Szczerze mówiąc niewiele wiem na ten temat. Domniemuję, że osoby zaangażowane w takie inicjatywy sięgają do obu Edd jako podstawowych źródeł wiedzy o skandynawskim pogaństwie. Pytanie, czy zdają sobie sprawę ze specyfiki i złożoności tych przekazów. Być może jednak specjalnie się tym nie przejmują. Z drugiej strony być może jest tak, jak sugeruje Pan w pytaniu i fascynacja owymi wierzeniami jest w pełni podyktowana tym, co przynoszą nam czasy, w których żyjemy.
Dziękuję za rozmowę.
Dr hab. prof. UŚ Jakub Morawiec – pracownik Instytutu Historii Uniwersytetu Śląskiego w Katowicach oraz Katedry Skandynawistyki SWPS. Dyrektor Centrum Badań Nordystycznych i Staroangielskich UŚ. Współorganizator cyklu konferencyjnego The Jómsborg Conference.
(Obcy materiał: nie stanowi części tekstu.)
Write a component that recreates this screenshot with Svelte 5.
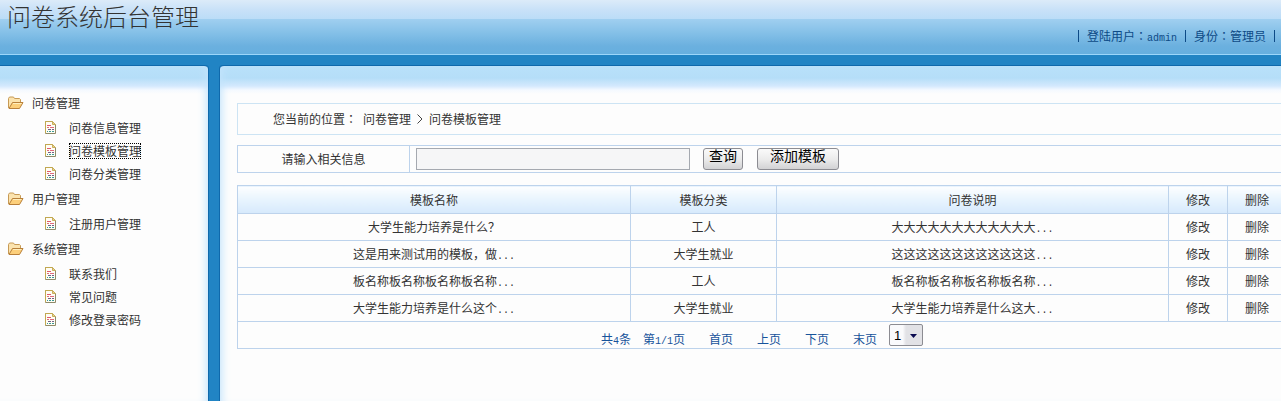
<script>
	const groups = [
		{ title: '问卷管理', items: ['问卷信息管理', '问卷模板管理', '问卷分类管理'] },
		{ title: '用户管理', items: ['注册用户管理'] },
		{ title: '系统管理', items: ['联系我们', '常见问题', '修改登录密码'] }
	];

	const rows = [
		{ name: '大学生能力培养是什么？', tail: '', type: '工人', desc: '大大大大大大大大大大大大' },
		{ name: '这是用来测试用的模板，做', tail: '...', type: '大学生就业', desc: '这这这这这这这这这这这这' },
		{ name: '板名称板名称板名称板名称', tail: '...', type: '工人', desc: '板名称板名称板名称板名称' },
		{ name: '大学生能力培养是什么这个', tail: '...', type: '大学生就业', desc: '大学生能力培养是什么这大' }
	];

	const pages = ['首页', '上页', '下页', '末页'];

	let current = '问卷模板管理';
	let keyword = '';
	let page = '1';
</script>

<div class="layout">
	<header class="top">
		<h1>问卷系统后台管理</h1>
		<p class="user">
			<span class="bar"></span>
			<span>登陆用户<span class="colon">：</span><span class="half">admin</span></span>
			<span class="bar"></span>
			<span>身份<span class="colon">：</span>管理员</span>
			<span class="bar"></span>
		</p>
	</header>

	<div class="body">
		<nav class="side">
			{#each groups as group}
				<h2>
					<svg width="16" height="13" viewBox="0 0 16 13">
						<path d="M.5 12V2.500l1-1.500h4l1 1.500h5l1 1V6" fill="#fbe3ae" stroke="#c79a55" />
						<path d="M1 12.500L4.500 6.500H15L11.500 12.500z" fill="#fccf7b" stroke="#b9803a" stroke-linejoin="round" />
						<path d="M5 7.500h8.500" stroke="#ffeebc" />
					</svg>
					{group.title}
				</h2>
				<ul>
					{#each group.items as item}
						<li>
							<svg width="12" height="15" viewBox="0 0 12 15">
								<path d="M.5 1.500h7l3 3v9H.5z" fill="#fffdf5" stroke="#8f8a68" />
								<path d="M.5 13V1.500h7" fill="none" stroke="#c2a850" />
								<path d="M7.500 1.500v3h3z" fill="#e8d48c" stroke="#c9ae5c" />
								<path d="M2 5.500h4" stroke="#e0566a" />
								<path d="M2 7.500h2M5 7.500h4" stroke="#e06a7c" />
								<path d="M3 9.500h3M7 9.500h2" stroke="#735f86" />
								<path d="M2 11.500h1M4 11.500h2M7 11.500h2" stroke="#3a9a94" />
							</svg>
							<a href="#{item}" class:current={item === current} on:click={() => (current = item)}>{item}</a>
						</li>
					{/each}
				</ul>
			{/each}
		</nav>

		<main>
			<div class="content">
				<div class="crumb">
					<span>您当前的位置<span class="colon">：</span></span>
					<span>问卷管理</span>
					<svg width="6" height="10" viewBox="0 0 6 10"><path d="M.5.5L5 5L.5 9.500" fill="none" stroke="#444" /></svg>
					<span>问卷模板管理</span>
				</div>

				<form class="search" on:submit|preventDefault>
					<label for="keyword">请输入相关信息</label>
					<div class="fields">
						<input id="keyword" type="text" bind:value={keyword} />
						<button type="submit">查询</button>
						<button type="button" class="add">添加模板</button>
					</div>
				</form>

				<table>
					<colgroup>
						<col />
						<col class="col-type" />
						<col class="col-desc" />
						<col class="col-action" />
						<col class="col-action" />
					</colgroup>
					<thead>
						<tr>
							<th>模板名称</th>
							<th>模板分类</th>
							<th>问卷说明</th>
							<th>修改</th>
							<th>删除</th>
						</tr>
					</thead>
					<tbody>
						{#each rows as row}
							<tr>
								<td>{row.name}{#if row.tail}<span class="half">{row.tail}</span>{/if}</td>
								<td>{row.type}</td>
								<td>{row.desc}<span class="half">...</span></td>
								<td><a href="#edit">修改</a></td>
								<td><a href="#delete">删除</a></td>
							</tr>
						{/each}
					</tbody>
					<tfoot>
						<tr>
							<td colspan="5">
								<div class="pager">
									<span class="total">共<span class="half">4</span>条</span>
									<span>第<span class="half">1/1</span>页</span>
									{#each pages as label}
										<a href="#page">{label}</a>
									{/each}
									<span class="picker">
										<select bind:value={page} aria-label="页码">
											<option value="1">1</option>
										</select>
										<svg width="7" height="4" viewBox="0 0 7 4"><path d="M0 0h7L3.500 4z" fill="#0a0a50" /></svg>
									</span>
								</div>
							</td>
						</tr>
					</tfoot>
				</table>
			</div>
		</main>
	</div>
</div>

<style>
	:global(body) {
		background: #fdfdfd;
	}
	.layout {
		display: flex;
		flex-direction: column;
		min-height: 100vh;
		font-family: "Noto Sans CJK SC", sans-serif;
		font-size: 12px;
		line-height: 16px;
		color: #333;
	}
	h1,
	h2,
	p,
	ul {
		margin: 0;
		padding: 0;
		font-weight: normal;
	}
	a {
		color: inherit;
		text-decoration: none;
	}
	.half {
		font-family: "Liberation Mono", monospace;
		font-size: 10px;
		line-height: 0;
	}
	/* the TC face centres the full-width colon */
	.colon {
		font-family: "Noto Sans CJK TC", sans-serif;
		line-height: 0;
	}

	.top {
		display: flex;
		justify-content: space-between;
		height: 54px;
		border-bottom: 1px solid #9bd6fa;
		background: linear-gradient(#dcebf9 0, #c8e1f8 10px, #bbdcf7 19px, #a0cff0 19px, #86c1e8 32px, #6bb0df 46px, #66afdf 54px);
	}
	h1 {
		padding: 0 7px;
		font-size: 24px;
		line-height: 32px;
		font-weight: 300;
	}
	.user {
		display: flex;
		align-items: center;
		gap: 8px;
		height: 16px;
		padding: 28px 6px 0 0;
		color: #0d4a86;
	}
	.bar {
		width: 1px;
		height: 12px;
		background: #0d4a86;
	}

	.body {
		display: flex;
		flex: 1;
		gap: 12px;
		border-top: 10px solid #2184c4;
		background: #2184c4;
	}
	.side,
	main {
		border-top: 1px solid #0f69ac;
		background: linear-gradient(#b9e1fa 0, #b5def8 12px, #d4e9fd 20px, #f4f9ff 24px, #fdfdfd 28px);
	}
	.side {
		box-sizing: border-box;
		width: 208px;
		padding-top: 23px;
		border-radius: 0 4px 0 0;
		box-shadow: 1px 0 #0f69ac, inset -8px 0 8px -6px #c4e4fc;
	}
	main {
		flex: 1;
		min-width: 0;
		overflow: hidden;
		border-radius: 4px 0 0 0;
		box-shadow: -1px 0 #0f69ac, inset 8px 0 8px -6px #c4e4fc;
	}

	h2 {
		display: flex;
		align-items: center;
		gap: 8px;
		height: 27px;
		padding-left: 8px;
		font-size: 12px;
	}
	ul {
		list-style: none;
	}
	li {
		display: flex;
		align-items: center;
		gap: 12px;
		height: 23px;
		padding-left: 45px;
	}
	.current {
		outline: 1px dotted #000;
		outline-offset: -1px;
	}

	/* the content runs a little past the right edge of the window */
	.content {
		display: flex;
		flex-direction: column;
		margin: 37px -6px 0 17px;
	}
	.crumb {
		display: flex;
		align-items: center;
		gap: 6px;
		height: 30px;
		padding-left: 35px;
		margin-bottom: 10px;
		border: 1px solid #cde4f4;
	}
	.search {
		display: flex;
		margin-bottom: 12px;
		border: 1px solid #bdd3ec;
	}
	.search label {
		width: 171px;
		line-height: 26px;
		text-align: center;
		border-right: 1px solid #bdd3ec;
	}
	.fields {
		display: flex;
		align-items: center;
		padding-left: 6px;
	}
	input {
		box-sizing: border-box;
		width: 274px;
		height: 22px;
		margin-right: 13px;
		border: 1px solid #a5a9b0;
		background: #f6f6f7;
	}
	button {
		height: 22px;
		margin-right: 14px;
		padding: 0 5px 8px;
		font-family: inherit;
		font-size: 14px;
		line-height: 12px;
		color: #000;
		border: 1px solid #8c8c92;
		border-radius: 3px;
		background: linear-gradient(#fafafa, #ececec 50%, #d2d2d4);
	}
	.add {
		padding: 0 12px 8px;
	}

	table {
		width: 100%;
		table-layout: fixed;
		border-collapse: collapse;
	}
	.col-type {
		width: 146px;
	}
	.col-desc {
		width: 392px;
	}
	.col-action {
		width: 59px;
	}
	th,
	td {
		height: 26px;
		padding: 0;
		border: 1px solid #bdd3ec;
		text-align: center;
		font-weight: normal;
	}
	th {
		height: 27px;
		background: linear-gradient(#fdfeff, #e8f4fe 50%, #d6e9fc);
	}
	.pager {
		display: flex;
		align-items: flex-end;
		justify-content: center;
		height: 24px;
		color: #17539b;
	}
	.total {
		margin-right: 12px;
	}
	.pager a {
		margin-left: 24px;
	}
	.picker {
		position: relative;
		margin-left: 12px;
		margin-bottom: 1px;
	}
	.picker svg {
		position: absolute;
		right: 6px;
		top: 10px;
		pointer-events: none;
	}
	select {
		display: block;
		appearance: none;
		width: 34px;
		height: 22px;
		padding: 0 4px;
		font-family: "Liberation Sans", sans-serif;
		font-size: 13px;
		color: #000;
		border: 1px solid #8c8c92;
		border-radius: 2px;
		background: linear-gradient(90deg, #fafafc 40%, #e2e2e6 50%);
	}
</style>
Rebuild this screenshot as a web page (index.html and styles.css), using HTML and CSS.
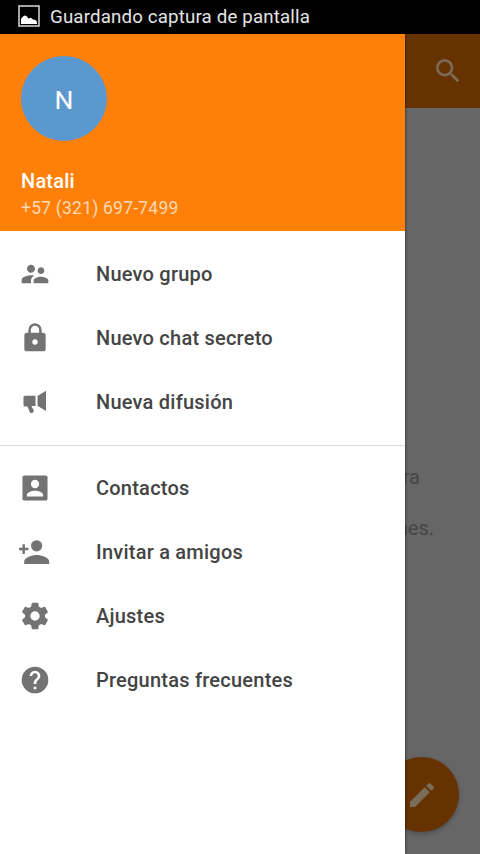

Członek-korespondent Instytutu Polsko-Skandynawskiego w Kopenhadze. Specjalista w zakresie wczesnośredniowiecznej Skandynawii, rozwoju średniowiecznej historiografii skandynawskiej oraz skaldów islandzkich, ich poezji oraz sag na ich temat. Jest autorem licznych publikacji, wydawanych w kraju i za granicą, m.in. „Vikings among the Slavs”, „Wolin w średniowiecznej tradycji skandynawskiej”, „Saga o Hallfredzie skaldzie kłopotliwym”, „Knut Wielki. Król Anglii i Danii i Norwegii (ok. 995-1035)”, „Między poezją a polityką. Rozgrywki polityczne w Skandynawii XI wieku w świetle poezji ówczesnych skaldów”, „Norwegia. Początki państw”, „Dania. Początki Państw”. Obecnie bierze udział w pracach nad polskimi przekładami wybranych sag islandzkich (Knytlinga saga, Saga o Jomswikingach, Saga o Yngvarze Podróżniku).